A series of innovations in the late 20th and early 21st century revitalized interest in the field of people being lifted by kites for recreation. The growth of water skiing especially led to the idea of adding a kite, so that the skier could take off and fly.

From the late 1950s, flat kites began to be used to propel the skier, while other kites were fitted with seats on the line pulled by a motorboat. The skier was able to marginally control these unstable flat kites by using swing seats that allowed their entire body weight to effect pitch and roll.

Through the 1960s the Rogallo wing was developed and many early types such as Australian John Dickenson in Australia Bill Bennett's Delta Wing series were developed as manned kites. John Worth adopted the cable-stayed triangle control frame at several scales in stiffened Rogallo wing kite glider and powered versions. John Dickenson used a tow boat to kite himself in his adaptation of the Ryan flexible-wing craft, a version of the stiffened Rogallo-wing kite in September 1963. Dickenson's designs for man-lifting kites and gliders earned him several awards, with some organizations calling him the inventor of the modern hang glider. Fellow Australian Bill Bennett continued to develop and sell his Delta Wing series through the 1970s.

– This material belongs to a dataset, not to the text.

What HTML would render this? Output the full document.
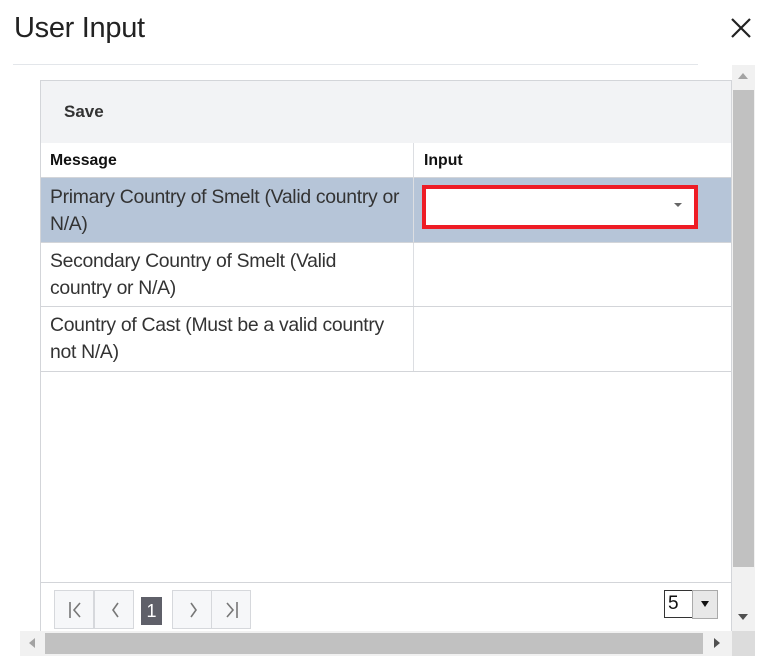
<!DOCTYPE html>
<html><head><style>
*{margin:0;padding:0;box-sizing:border-box}
body{width:772px;height:667px;background:#fff;position:relative;overflow:hidden;font-family:"Liberation Sans",Arial,sans-serif;color:#333}
.a{position:absolute}
.cell{position:absolute;font-size:19.4px;line-height:27px;color:#333;padding-left:10px;letter-spacing:-0.3px;white-space:nowrap}
.pb{position:absolute;top:590px;height:39px;width:40px;background:#f6f7f9;border:1px solid #d6d8dc}
.pb svg{position:absolute;left:12px;top:10px}
</style></head><body>
<div class="a" style="left:14px;top:12px;font-size:29px;color:#222;letter-spacing:-0.3px">User Input</div>
<svg class="a" style="left:730px;top:17px" width="22" height="22"><path d="M2 2L20 20M20 2L2 20" stroke="#222" stroke-width="2.2"/></svg>
<div class="a" style="left:13px;top:64px;width:685px;height:1px;background:#e3e6ea"></div>

<div class="a" style="left:40px;top:80px;width:692px;height:560px;border:1px solid #d3d5d9;background:#fff"></div>
<div class="a" style="left:41px;top:81px;width:690px;height:62px;background:#f2f3f5"></div>
<div class="a" style="left:64px;top:102px;font-size:17px;font-weight:bold;color:#333">Save</div>
<div class="a" style="left:41px;top:143px;width:690px;height:34px;background:#fff"></div>
<div class="a" style="left:50px;top:152px;font-size:15.8px;font-weight:bold;color:#111">Message</div>
<div class="a" style="left:424px;top:152px;font-size:15.8px;font-weight:bold;color:#111">Input</div>
<div class="a" style="left:413px;top:143px;width:1px;height:229px;background:#dcdee2"></div>
<div class="a" style="left:41px;top:177px;width:690px;height:65px;background:#b6c5d8;border-top:1px solid #d3d5d9"></div>
<div class="a" style="left:413px;top:177px;width:1px;height:65px;background:#dcdee2"></div>
<div class="cell" style="left:40px;top:184px">Primary Country of Smelt (Valid country or<br>N/A)</div>
<div class="a" style="left:422px;top:185px;width:276px;height:44px;border:4px solid #ee1c25;background:#fff"></div>
<svg class="a" style="left:674px;top:202px" width="8" height="6"><path d="M0 1L8 1L4 5Z" fill="#666"/></svg>
<div class="a" style="left:41px;top:242px;width:690px;height:1px;background:#d3d5d9"></div>
<div class="cell" style="left:40px;top:248px">Secondary Country of Smelt (Valid<br>country or N/A)</div>
<div class="a" style="left:41px;top:306px;width:690px;height:1px;background:#d3d5d9"></div>
<div class="cell" style="left:40px;top:312px">Country of Cast (Must be a valid country<br>not N/A)</div>
<div class="a" style="left:41px;top:371px;width:690px;height:1px;background:#d3d5d9"></div>
<div class="a" style="left:41px;top:582px;width:690px;height:1px;background:#d3d5d9"></div>

<div class="pb" style="left:54px"><svg width="16" height="18"><path d="M3 1V17M13 2L7 9L13 16" stroke="#777" stroke-width="1.6" fill="none"/></svg></div>
<div class="pb" style="left:94px"><svg width="16" height="18"><path d="M11 2L6 9L11 16" stroke="#777" stroke-width="1.6" fill="none"/></svg></div>
<div class="a" style="left:141px;top:597px;width:21px;height:28px;background:#5f6069;color:#fff;font-size:18px;text-align:center;line-height:28px">1</div>
<div class="pb" style="left:172px"><svg width="16" height="18"><path d="M6 2L11 9L6 16" stroke="#777" stroke-width="1.6" fill="none"/></svg></div>
<div class="pb" style="left:211px"><svg width="16" height="18"><path d="M3 2L9 9L3 16M13 1V17" stroke="#777" stroke-width="1.6" fill="none"/></svg></div>
<div class="a" style="left:664px;top:590px;width:28px;height:28px;border:1px solid #333;border-right:none;background:#fff;font-size:19px;line-height:26px;padding-left:3px;color:#111">5</div>
<div class="a" style="left:692px;top:590px;width:26px;height:29px;background:#e8e8e8;border:1px solid #aaa"></div>
<svg class="a" style="left:701px;top:601px" width="8" height="7"><path d="M0 0L8 0L4 6Z" fill="#111"/></svg>

<div class="a" style="left:732px;top:65px;width:23px;height:566px;background:#f1f1f1"></div>
<div class="a" style="left:733px;top:90px;width:21px;height:477px;background:#c1c1c1"></div>
<svg class="a" style="left:738px;top:73px" width="10" height="7"><path d="M0 6L10 6L5 0Z" fill="#a3a3a3"/></svg>
<svg class="a" style="left:738px;top:614px" width="10" height="7"><path d="M0 0L10 0L5 6Z" fill="#505050"/></svg>
<div class="a" style="left:20px;top:631px;width:735px;height:25px;background:#f1f1f1"></div>
<div class="a" style="left:45px;top:633px;width:658px;height:21px;background:#c1c1c1"></div>
<svg class="a" style="left:29px;top:638px" width="6" height="10"><path d="M6 0L6 10L0 5Z" fill="#a3a3a3"/></svg>
<svg class="a" style="left:714px;top:638px" width="6" height="10"><path d="M0 0L0 10L6 5Z" fill="#505050"/></svg>
<div class="a" style="left:732px;top:631px;width:23px;height:25px;background:#dcdcdc"></div>
</body></html>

The invention of the parafoil kite in 1964 and gradual adoption further enabled kites in watersports, as parafoil sails provide tremendous lift and can be controlled as a multiline kite. Parachute-powered kiteboarding or kitesurfing spread around the world as a sport by the 1970s. Over the next two decades, parafoils were increasingly seen alongside parachutes, and single line lift systems were replaced with steerable multi-line configurations.